--- BEGIN MATERIAL PROVIDED ---

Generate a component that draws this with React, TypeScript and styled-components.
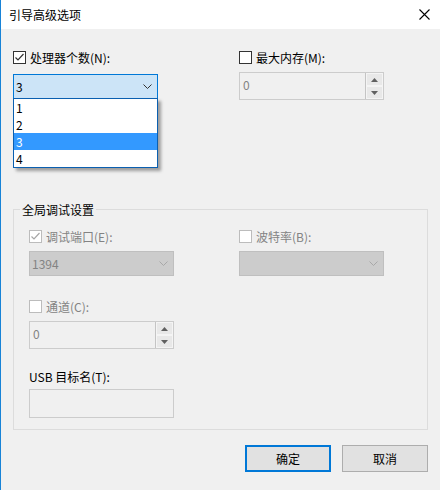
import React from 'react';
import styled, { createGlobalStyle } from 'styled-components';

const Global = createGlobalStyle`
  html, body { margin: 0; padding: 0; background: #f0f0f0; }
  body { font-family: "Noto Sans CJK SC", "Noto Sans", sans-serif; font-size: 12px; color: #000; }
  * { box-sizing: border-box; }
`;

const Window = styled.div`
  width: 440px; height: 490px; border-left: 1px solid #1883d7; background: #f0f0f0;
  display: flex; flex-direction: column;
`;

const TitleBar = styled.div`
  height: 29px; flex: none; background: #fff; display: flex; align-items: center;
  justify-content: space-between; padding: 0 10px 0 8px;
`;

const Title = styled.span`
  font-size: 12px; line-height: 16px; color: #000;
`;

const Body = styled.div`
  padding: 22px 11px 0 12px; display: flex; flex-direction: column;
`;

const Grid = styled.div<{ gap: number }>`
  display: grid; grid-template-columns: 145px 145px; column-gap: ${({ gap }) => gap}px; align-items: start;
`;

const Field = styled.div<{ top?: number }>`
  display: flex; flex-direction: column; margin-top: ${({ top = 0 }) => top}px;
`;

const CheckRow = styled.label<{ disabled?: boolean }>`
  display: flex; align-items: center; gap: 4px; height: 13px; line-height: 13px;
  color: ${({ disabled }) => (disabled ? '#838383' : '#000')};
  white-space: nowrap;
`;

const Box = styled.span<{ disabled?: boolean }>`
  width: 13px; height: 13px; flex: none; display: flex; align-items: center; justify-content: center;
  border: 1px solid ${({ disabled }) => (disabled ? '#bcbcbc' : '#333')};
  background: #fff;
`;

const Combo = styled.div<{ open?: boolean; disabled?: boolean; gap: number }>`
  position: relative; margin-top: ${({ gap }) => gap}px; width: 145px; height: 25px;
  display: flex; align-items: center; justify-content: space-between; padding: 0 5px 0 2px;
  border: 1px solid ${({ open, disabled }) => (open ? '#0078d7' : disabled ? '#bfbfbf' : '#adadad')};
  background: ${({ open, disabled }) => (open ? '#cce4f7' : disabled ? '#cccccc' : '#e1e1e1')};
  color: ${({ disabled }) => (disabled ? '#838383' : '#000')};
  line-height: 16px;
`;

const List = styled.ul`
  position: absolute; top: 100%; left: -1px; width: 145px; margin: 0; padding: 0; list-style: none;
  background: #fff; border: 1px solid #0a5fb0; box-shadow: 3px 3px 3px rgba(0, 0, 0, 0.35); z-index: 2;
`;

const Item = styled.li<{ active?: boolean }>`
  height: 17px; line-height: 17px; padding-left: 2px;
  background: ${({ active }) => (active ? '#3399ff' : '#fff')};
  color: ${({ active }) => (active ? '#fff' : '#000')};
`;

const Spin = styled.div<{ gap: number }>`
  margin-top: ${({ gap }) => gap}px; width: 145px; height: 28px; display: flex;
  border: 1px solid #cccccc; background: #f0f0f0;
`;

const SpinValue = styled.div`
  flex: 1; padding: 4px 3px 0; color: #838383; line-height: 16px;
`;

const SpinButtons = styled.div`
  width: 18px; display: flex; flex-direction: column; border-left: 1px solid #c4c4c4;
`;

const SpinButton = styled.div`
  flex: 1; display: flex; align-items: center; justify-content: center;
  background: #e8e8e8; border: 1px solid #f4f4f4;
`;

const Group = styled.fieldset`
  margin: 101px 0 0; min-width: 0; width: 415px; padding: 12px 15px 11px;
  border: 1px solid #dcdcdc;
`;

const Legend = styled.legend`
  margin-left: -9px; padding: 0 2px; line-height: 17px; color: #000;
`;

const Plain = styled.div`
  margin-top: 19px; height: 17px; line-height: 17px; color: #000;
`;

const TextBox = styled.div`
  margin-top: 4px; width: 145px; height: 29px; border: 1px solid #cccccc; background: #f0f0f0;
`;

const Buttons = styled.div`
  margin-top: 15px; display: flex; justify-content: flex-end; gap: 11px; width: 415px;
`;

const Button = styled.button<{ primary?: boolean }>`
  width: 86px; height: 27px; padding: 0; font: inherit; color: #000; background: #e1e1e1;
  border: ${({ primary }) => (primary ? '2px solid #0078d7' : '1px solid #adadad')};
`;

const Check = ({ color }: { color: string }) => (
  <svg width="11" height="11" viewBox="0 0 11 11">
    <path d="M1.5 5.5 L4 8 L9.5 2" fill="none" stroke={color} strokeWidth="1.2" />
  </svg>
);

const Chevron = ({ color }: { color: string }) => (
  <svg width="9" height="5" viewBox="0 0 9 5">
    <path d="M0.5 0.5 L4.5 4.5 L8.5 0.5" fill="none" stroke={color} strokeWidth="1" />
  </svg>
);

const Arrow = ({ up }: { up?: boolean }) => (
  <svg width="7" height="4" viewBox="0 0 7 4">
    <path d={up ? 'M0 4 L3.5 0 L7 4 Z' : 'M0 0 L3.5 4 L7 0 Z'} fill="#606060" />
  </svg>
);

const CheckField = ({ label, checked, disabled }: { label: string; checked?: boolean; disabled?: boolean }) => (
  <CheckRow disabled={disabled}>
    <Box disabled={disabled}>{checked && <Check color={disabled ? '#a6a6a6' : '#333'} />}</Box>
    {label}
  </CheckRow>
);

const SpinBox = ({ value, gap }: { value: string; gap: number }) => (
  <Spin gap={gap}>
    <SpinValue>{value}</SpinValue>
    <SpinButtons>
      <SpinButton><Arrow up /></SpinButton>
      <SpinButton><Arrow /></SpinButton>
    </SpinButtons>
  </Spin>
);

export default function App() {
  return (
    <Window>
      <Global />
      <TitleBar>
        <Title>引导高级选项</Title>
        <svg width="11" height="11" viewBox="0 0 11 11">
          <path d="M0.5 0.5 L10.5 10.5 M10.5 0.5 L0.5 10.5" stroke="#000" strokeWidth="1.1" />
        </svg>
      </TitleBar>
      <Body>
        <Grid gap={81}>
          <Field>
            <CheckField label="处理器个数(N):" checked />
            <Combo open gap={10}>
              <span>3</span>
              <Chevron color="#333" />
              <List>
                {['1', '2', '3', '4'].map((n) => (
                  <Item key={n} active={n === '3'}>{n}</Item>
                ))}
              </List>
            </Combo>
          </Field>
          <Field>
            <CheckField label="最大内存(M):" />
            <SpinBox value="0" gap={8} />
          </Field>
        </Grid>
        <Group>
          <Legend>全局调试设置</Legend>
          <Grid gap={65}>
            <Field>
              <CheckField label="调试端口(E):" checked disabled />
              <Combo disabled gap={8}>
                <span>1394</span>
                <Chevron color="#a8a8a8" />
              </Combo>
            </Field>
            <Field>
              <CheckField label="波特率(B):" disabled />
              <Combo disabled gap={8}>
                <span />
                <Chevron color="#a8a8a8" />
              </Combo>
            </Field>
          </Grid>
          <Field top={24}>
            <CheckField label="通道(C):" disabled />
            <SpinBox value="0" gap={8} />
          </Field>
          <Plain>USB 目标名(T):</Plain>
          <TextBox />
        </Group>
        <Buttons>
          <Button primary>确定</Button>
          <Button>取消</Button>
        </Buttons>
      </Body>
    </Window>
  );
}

--- END MATERIAL PROVIDED ---

REQUEST |
Take the listing above and print it exactly, apart from the pictures.

COMPLETED TASK |
Generate a component that draws this with React, TypeScript and styled-components.
import React from 'react';
import styled, { createGlobalStyle } from 'styled-components';

const Global = createGlobalStyle`
  html, body { margin: 0; padding: 0; background: #f0f0f0; }
  body { font-family: "Noto Sans CJK SC", "Noto Sans", sans-serif; font-size: 12px; color: #000; }
  * { box-sizing: border-box; }
`;

const Window = styled.div`
  width: 440px; height: 490px; border-left: 1px solid #1883d7; background: #f0f0f0;
  display: flex; flex-direction: column;
`;

const TitleBar = styled.div`
  height: 29px; flex: none; background: #fff; display: flex; align-items: center;
  justify-content: space-between; padding: 0 10px 0 8px;
`;

const Title = styled.span`
  font-size: 12px; line-height: 16px; color: #000;
`;

const Body = styled.div`
  padding: 22px 11px 0 12px; display: flex; flex-direction: column;
`;

const Grid = styled.div<{ gap: number }>`
  display: grid; grid-template-columns: 145px 145px; column-gap: ${({ gap }) => gap}px; align-items: start;
`;

const Field = styled.div<{ top?: number }>`
  display: flex; flex-direction: column; margin-top: ${({ top = 0 }) => top}px;
`;

const CheckRow = styled.label<{ disabled?: boolean }>`
  display: flex; align-items: center; gap: 4px; height: 13px; line-height: 13px;
  color: ${({ disabled }) => (disabled ? '#838383' : '#000')};
  white-space: nowrap;
`;

const Box = styled.span<{ disabled?: boolean }>`
  width: 13px; height: 13px; flex: none; display: flex; align-items: center; justify-content: center;
  border: 1px solid ${({ disabled }) => (disabled ? '#bcbcbc' : '#333')};
  background: #fff;
`;

const Combo = styled.div<{ open?: boolean; disabled?: boolean; gap: number }>`
  position: relative; margin-top: ${({ gap }) => gap}px; width: 145px; height: 25px;
  display: flex; align-items: center; justify-content: space-between; padding: 0 5px 0 2px;
  border: 1px solid ${({ open, disabled }) => (open ? '#0078d7' : disabled ? '#bfbfbf' : '#adadad')};
  background: ${({ open, disabled }) => (open ? '#cce4f7' : disabled ? '#cccccc' : '#e1e1e1')};
  color: ${({ disabled }) => (disabled ? '#838383' : '#000')};
  line-height: 16px;
`;

const List = styled.ul`
  position: absolute; top: 100%; left: -1px; width: 145px; margin: 0; padding: 0; list-style: none;
  background: #fff; border: 1px solid #0a5fb0; box-shadow: 3px 3px 3px rgba(0, 0, 0, 0.35); z-index: 2;
`;

const Item = styled.li<{ active?: boolean }>`
  height: 17px; line-height: 17px; padding-left: 2px;
  background: ${({ active }) => (active ? '#3399ff' : '#fff')};
  color: ${({ active }) => (active ? '#fff' : '#000')};
`;

const Spin = styled.div<{ gap: number }>`
  margin-top: ${({ gap }) => gap}px; width: 145px; height: 28px; display: flex;
  border: 1px solid #cccccc; background: #f0f0f0;
`;

const SpinValue = styled.div`
  flex: 1; padding: 4px 3px 0; color: #838383; line-height: 16px;
`;

const SpinButtons = styled.div`
  width: 18px; display: flex; flex-direction: column; border-left: 1px solid #c4c4c4;
`;

const SpinButton = styled.div`
  flex: 1; display: flex; align-items: center; justify-content: center;
  background: #e8e8e8; border: 1px solid #f4f4f4;
`;

const Group = styled.fieldset`
  margin: 101px 0 0; min-width: 0; width: 415px; padding: 12px 15px 11px;
  border: 1px solid #dcdcdc;
`;

const Legend = styled.legend`
  margin-left: -9px; padding: 0 2px; line-height: 17px; color: #000;
`;

const Plain = styled.div`
  margin-top: 19px; height: 17px; line-height: 17px; color: #000;
`;

const TextBox = styled.div`
  margin-top: 4px; width: 145px; height: 29px; border: 1px solid #cccccc; background: #f0f0f0;
`;

const Buttons = styled.div`
  margin-top: 15px; display: flex; justify-content: flex-end; gap: 11px; width: 415px;
`;

const Button = styled.button<{ primary?: boolean }>`
  width: 86px; height: 27px; padding: 0; font: inherit; color: #000; background: #e1e1e1;
  border: ${({ primary }) => (primary ? '2px solid #0078d7' : '1px solid #adadad')};
`;

const Check = ({ color }: { color: string }) => (
  <svg width="11" height="11" viewBox="0 0 11 11">
    <path d="M1.5 5.5 L4 8 L9.5 2" fill="none" stroke={color} strokeWidth="1.2" />
  </svg>
);

const Chevron = ({ color }: { color: string }) => (
  <svg width="9" height="5" viewBox="0 0 9 5">
    <path d="M0.5 0.5 L4.5 4.5 L8.5 0.5" fill="none" stroke={color} strokeWidth="1" />
  </svg>
);

const Arrow = ({ up }: { up?: boolean }) => (
  <svg width="7" height="4" viewBox="0 0 7 4">
    <path d={up ? 'M0 4 L3.5 0 L7 4 Z' : 'M0 0 L3.5 4 L7 0 Z'} fill="#606060" />
  </svg>
);

const CheckField = ({ label, checked, disabled }: { label: string; checked?: boolean; disabled?: boolean }) => (
  <CheckRow disabled={disabled}>
    <Box disabled={disabled}>{checked && <Check color={disabled ? '#a6a6a6' : '#333'} />}</Box>
    {label}
  </CheckRow>
);

const SpinBox = ({ value, gap }: { value: string; gap: number }) => (
  <Spin gap={gap}>
    <SpinValue>{value}</SpinValue>
    <SpinButtons>
      <SpinButton><Arrow up /></SpinButton>
      <SpinButton><Arrow /></SpinButton>
    </SpinButtons>
  </Spin>
);

export default function App() {
  return (
    <Window>
      <Global />
      <TitleBar>
        <Title>引导高级选项</Title>
        <svg width="11" height="11" viewBox="0 0 11 11">
          <path d="M0.5 0.5 L10.5 10.5 M10.5 0.5 L0.5 10.5" stroke="#000" strokeWidth="1.1" />
        </svg>
      </TitleBar>
      <Body>
        <Grid gap={81}>
          <Field>
            <CheckField label="处理器个数(N):" checked />
            <Combo open gap={10}>
              <span>3</span>
              <Chevron color="#333" />
              <List>
                {['1', '2', '3', '4'].map((n) => (
                  <Item key={n} active={n === '3'}>{n}</Item>
                ))}
              </List>
            </Combo>
          </Field>
          <Field>
            <CheckField label="最大内存(M):" />
            <SpinBox value="0" gap={8} />
          </Field>
        </Grid>
        <Group>
          <Legend>全局调试设置</Legend>
          <Grid gap={65}>
            <Field>
              <CheckField label="调试端口(E):" checked disabled />
              <Combo disabled gap={8}>
                <span>1394</span>
                <Chevron color="#a8a8a8" />
              </Combo>
            </Field>
            <Field>
              <CheckField label="波特率(B):" disabled />
              <Combo disabled gap={8}>
                <span />
                <Chevron color="#a8a8a8" />
              </Combo>
            </Field>
          </Grid>
          <Field top={24}>
            <CheckField label="通道(C):" disabled />
            <SpinBox value="0" gap={8} />
          </Field>
          <Plain>USB 目标名(T):</Plain>
          <TextBox />
        </Group>
        <Buttons>
          <Button primary>确定</Button>
          <Button>取消</Button>
        </Buttons>
      </Body>
    </Window>
  );
}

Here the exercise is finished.